虽然目前经济活动人口还未出现峰值,但每年新增数是如此之少,从侧面印证了劳动年龄人口已过峰值的事实。简单地讲,我们已经没有净新增就业的压力。2012年是一个分水岭,这一历史性转变是近年来就业与GDP之间出现“脱钩”的根本原因,所谓的“就业之谜”,谜底其实极其简单,就是“总量上没有净新增供给”。当前充分就业是人口结构变化的自然结果,并非假象。
劳动力转移仍然重要
虽然二元结构下特有的就业问题不复存在,但未来劳动力的部门间转移仍然很重要。
经济增长的主要因素可以分解成劳动投入、资本投入和全要素生产率(TFP)三个子项。未来中国经济增长将日益依赖TFP的提高,而劳动力从附加值较低的农业生产部门向附加值较高的工业生产部门转移,就是提高TFP的一个重要途径。未来中国经济增长率能维持多高的增长率,劳动力从农业到工业部门转移的速度是一个不可忽视的因素(虽然同样重要甚至更重要的,是低附加值的非农部门向高附加值的非农部门转移速度)。
从就业总人数、城镇就业人数、乡村就业人数三个指标的时间系列数据看,前两者在持续增长,而后者在持续下降。据经济学家蔡昉估算,我国农业部门的劳动力占全社会总劳动力的比重为23%,虽然比官方的40-50%要低很多,但仍然比发达国家高出很多,发达国家一般农业劳动力占比都是个位数,最低的英国只有1.2%。因此,城镇年新增就业数字未来仍然重要,虽然它不再是判断二元经济演化的指标,但仍然是观察中国经济产业升级和运行质量一个重要指标。
传统政策框架需改写
对于人口结构变化的影响,此前人们主要关注三个问题:一是对中国产品国际竞争力的影响;二是社保可持续性问题;三是对储蓄率进而对资本积累和金融市场的影响。而人口结构变化将对就业政策和宏观政策框架产生的颠覆性影响,还讨论得非常少。
劳动年龄人口、总人口、人口负担系数三个指标中,劳动年龄人口的峰值是最先到达的,因此,深入分析其对政策制定的影响时不我待。

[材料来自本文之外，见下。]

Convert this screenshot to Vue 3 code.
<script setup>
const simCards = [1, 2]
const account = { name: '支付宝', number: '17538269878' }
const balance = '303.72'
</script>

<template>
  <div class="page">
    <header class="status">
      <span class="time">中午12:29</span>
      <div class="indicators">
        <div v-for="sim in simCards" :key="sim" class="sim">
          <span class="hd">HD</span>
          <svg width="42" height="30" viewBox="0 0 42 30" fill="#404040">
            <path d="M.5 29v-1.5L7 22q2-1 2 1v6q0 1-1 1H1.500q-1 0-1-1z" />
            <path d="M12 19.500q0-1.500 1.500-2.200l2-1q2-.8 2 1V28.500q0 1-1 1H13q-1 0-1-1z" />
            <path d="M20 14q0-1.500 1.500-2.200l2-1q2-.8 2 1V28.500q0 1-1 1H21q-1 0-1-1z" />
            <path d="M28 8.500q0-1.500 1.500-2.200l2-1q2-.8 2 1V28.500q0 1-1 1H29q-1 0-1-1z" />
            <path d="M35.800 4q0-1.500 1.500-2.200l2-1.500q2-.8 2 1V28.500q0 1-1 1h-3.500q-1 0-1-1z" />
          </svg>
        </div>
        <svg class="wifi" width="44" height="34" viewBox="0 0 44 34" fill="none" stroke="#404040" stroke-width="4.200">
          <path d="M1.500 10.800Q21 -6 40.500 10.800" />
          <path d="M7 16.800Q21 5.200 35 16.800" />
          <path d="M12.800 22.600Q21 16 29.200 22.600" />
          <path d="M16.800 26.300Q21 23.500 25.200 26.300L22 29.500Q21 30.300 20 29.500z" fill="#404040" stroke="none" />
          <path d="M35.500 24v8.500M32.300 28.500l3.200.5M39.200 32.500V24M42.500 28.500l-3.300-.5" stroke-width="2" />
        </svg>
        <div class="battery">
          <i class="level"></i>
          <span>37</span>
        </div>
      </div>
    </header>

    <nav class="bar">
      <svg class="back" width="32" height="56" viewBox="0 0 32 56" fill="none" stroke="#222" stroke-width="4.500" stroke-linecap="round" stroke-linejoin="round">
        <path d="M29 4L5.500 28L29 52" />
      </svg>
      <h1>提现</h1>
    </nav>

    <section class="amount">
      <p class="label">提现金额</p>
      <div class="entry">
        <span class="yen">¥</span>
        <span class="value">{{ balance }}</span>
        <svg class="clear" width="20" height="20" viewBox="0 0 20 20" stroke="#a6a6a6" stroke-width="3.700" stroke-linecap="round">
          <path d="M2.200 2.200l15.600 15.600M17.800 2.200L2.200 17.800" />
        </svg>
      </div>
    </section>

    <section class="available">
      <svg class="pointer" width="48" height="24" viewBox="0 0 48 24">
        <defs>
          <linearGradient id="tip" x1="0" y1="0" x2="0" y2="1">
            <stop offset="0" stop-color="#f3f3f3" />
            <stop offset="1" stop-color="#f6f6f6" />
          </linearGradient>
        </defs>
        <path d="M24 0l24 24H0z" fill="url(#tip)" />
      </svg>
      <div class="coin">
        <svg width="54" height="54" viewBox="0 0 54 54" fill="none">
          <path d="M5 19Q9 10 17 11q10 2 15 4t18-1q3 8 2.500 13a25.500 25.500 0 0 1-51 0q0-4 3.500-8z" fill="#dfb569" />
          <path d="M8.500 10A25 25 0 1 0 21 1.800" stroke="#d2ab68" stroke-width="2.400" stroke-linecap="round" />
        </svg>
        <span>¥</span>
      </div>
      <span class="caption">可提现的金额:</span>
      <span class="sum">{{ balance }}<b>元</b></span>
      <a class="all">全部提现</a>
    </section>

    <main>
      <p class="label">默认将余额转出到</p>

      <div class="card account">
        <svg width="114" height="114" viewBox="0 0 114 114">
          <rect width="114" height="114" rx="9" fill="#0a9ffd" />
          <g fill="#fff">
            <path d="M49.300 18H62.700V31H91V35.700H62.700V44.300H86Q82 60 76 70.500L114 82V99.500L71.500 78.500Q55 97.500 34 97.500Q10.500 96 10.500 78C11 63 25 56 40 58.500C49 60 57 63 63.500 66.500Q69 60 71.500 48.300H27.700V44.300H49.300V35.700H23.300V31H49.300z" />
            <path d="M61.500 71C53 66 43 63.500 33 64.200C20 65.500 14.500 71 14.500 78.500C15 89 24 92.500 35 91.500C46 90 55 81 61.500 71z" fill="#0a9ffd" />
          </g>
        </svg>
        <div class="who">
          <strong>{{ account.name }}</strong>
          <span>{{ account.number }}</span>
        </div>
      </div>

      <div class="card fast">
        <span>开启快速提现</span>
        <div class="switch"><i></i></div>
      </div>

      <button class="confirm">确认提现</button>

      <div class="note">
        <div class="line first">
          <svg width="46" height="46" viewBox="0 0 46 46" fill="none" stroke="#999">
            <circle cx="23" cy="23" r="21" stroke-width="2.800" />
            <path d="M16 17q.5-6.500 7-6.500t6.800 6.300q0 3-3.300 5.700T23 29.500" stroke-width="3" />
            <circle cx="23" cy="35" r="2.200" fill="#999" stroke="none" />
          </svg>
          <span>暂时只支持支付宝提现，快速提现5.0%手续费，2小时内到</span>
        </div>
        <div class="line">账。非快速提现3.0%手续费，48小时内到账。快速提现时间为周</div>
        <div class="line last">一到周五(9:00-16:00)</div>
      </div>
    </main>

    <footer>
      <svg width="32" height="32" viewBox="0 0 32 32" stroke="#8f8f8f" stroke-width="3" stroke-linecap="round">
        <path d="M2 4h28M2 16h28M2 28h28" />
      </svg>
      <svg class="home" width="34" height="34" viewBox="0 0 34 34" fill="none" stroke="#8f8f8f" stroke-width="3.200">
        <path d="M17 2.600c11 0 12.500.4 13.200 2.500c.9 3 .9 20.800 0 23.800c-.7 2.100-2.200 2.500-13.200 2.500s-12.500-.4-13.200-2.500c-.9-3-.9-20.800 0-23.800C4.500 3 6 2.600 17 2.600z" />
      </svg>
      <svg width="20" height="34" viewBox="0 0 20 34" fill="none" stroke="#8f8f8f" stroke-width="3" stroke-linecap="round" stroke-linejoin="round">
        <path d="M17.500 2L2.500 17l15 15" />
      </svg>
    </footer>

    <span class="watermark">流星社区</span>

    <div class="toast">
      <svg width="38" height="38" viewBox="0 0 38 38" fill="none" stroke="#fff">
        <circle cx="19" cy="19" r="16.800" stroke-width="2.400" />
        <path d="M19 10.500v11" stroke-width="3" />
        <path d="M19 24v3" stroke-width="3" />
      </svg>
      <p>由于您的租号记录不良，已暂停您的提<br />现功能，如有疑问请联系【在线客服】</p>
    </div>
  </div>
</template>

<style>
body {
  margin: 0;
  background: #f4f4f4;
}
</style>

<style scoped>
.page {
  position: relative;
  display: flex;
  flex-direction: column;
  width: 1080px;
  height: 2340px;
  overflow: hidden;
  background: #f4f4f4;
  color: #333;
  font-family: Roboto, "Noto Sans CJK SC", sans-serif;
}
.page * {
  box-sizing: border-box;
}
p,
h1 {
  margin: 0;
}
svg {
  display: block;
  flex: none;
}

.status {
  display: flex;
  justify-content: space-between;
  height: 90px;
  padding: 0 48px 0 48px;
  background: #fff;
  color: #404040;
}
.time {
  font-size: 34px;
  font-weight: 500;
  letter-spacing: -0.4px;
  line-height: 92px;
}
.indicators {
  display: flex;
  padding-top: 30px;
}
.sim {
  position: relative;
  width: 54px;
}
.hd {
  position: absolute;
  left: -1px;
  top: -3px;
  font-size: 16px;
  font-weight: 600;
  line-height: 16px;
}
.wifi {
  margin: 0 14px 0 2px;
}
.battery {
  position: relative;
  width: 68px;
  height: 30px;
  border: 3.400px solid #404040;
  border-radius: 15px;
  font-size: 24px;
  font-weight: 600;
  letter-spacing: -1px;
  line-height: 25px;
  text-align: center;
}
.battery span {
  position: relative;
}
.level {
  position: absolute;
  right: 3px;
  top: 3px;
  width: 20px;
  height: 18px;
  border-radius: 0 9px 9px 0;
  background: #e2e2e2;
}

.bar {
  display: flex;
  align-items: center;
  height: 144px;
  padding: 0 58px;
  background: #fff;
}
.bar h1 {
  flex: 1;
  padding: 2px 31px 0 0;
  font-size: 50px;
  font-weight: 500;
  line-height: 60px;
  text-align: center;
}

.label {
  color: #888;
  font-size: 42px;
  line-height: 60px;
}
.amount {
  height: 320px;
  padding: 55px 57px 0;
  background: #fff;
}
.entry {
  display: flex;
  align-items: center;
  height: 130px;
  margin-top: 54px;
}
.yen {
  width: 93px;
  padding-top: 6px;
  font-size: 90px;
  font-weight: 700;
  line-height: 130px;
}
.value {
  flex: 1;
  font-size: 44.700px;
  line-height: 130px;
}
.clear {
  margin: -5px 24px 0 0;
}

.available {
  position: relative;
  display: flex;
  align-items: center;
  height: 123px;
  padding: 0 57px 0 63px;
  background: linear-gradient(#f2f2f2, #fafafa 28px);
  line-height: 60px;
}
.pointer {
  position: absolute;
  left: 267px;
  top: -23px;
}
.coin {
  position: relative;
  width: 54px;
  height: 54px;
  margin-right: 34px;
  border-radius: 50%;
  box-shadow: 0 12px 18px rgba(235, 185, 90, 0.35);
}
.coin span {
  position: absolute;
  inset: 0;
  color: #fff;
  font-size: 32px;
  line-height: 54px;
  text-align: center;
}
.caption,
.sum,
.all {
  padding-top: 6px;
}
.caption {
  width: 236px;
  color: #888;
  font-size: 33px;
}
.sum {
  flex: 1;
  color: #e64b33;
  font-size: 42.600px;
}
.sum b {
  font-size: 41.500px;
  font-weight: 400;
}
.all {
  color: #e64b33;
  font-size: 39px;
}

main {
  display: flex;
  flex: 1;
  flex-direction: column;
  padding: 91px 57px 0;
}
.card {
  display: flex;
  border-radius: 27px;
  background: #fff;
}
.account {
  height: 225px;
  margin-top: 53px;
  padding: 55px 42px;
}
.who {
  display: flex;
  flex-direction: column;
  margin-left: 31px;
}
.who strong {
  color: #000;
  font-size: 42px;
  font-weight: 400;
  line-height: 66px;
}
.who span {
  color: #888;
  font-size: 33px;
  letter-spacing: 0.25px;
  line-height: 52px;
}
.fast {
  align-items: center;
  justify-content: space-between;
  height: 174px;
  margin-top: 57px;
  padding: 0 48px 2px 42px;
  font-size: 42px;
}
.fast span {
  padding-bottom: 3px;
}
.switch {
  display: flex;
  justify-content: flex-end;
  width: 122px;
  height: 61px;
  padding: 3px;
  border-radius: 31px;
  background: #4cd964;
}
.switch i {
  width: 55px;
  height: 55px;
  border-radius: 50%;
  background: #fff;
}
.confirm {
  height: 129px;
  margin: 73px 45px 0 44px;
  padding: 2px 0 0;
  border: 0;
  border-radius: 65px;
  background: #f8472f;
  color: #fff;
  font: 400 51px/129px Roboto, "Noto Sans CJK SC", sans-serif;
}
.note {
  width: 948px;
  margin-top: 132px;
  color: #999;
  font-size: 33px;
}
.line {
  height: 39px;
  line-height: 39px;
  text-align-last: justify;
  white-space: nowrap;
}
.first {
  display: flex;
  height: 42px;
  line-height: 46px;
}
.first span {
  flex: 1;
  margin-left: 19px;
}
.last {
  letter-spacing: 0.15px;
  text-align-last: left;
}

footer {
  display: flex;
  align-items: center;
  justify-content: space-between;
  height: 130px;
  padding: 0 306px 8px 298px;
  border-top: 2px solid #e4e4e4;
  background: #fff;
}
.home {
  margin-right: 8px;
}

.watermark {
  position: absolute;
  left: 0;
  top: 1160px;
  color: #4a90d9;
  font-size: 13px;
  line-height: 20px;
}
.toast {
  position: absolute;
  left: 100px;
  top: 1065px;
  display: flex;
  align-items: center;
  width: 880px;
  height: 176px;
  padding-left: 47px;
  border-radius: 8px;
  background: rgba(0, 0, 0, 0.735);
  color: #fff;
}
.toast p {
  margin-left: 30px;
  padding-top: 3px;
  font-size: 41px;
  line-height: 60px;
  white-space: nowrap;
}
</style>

劳动年龄人口数量见顶,最直接的影响就是我们的政策重点要转移到解决结构性失业和促进就业质量上来,而不能再沿用原来那种通过推动GDP增长率来提升就业总量的方法。要重新理解物价、GDP和就业三者间关系,并在此基础上重构政策框架。本专栏曾在《宏观政策应随什么起舞》一文中详解了三者关系。由于GDP与就业之间的线性关系被破坏,两者出现“脱钩”,因此,过去以GDP为中心目标统领一切工作的框架已不再适用。如果未及时把握这种变化一定会导致决策错误,当年“四万亿”计划之所以力度失当,就是因对人口结构变化进而对就业问题判断失准造成的。当前形势下,如果继续沿用原来的决策思维,政策出错的风险不能低估。
宏观政策应该首先关注物价,兼顾就业,这是市场经济国家通行做法。例如,美联储此轮加息参考指标,就是就业和物价,GDP只是附带的观察指标,从未被列为调整政策的触发门槛。潜在GDP和自然失业率可变性较大,在结构变化剧烈的中国更是如此,因此无法准确或大致准确地测算,所以以GDP为中心目标天然地存在风险。物价因为有良好的可观察性,所以合理的决策框架是保持物价稳定,既防通胀也防通缩,同时,关注与其反向运动的就业,至于GDP数据只是其附带的结果,根本不能也无法事先设定。因此,在时机成熟时政府应该放弃公布GDP目标,使宏观政策真正前瞻性地以物价和就业为导向,在这一框架下,只要就业稳定,GDP的波动不应该也不会引起恐慌,这样就可以避免决策失误的风险。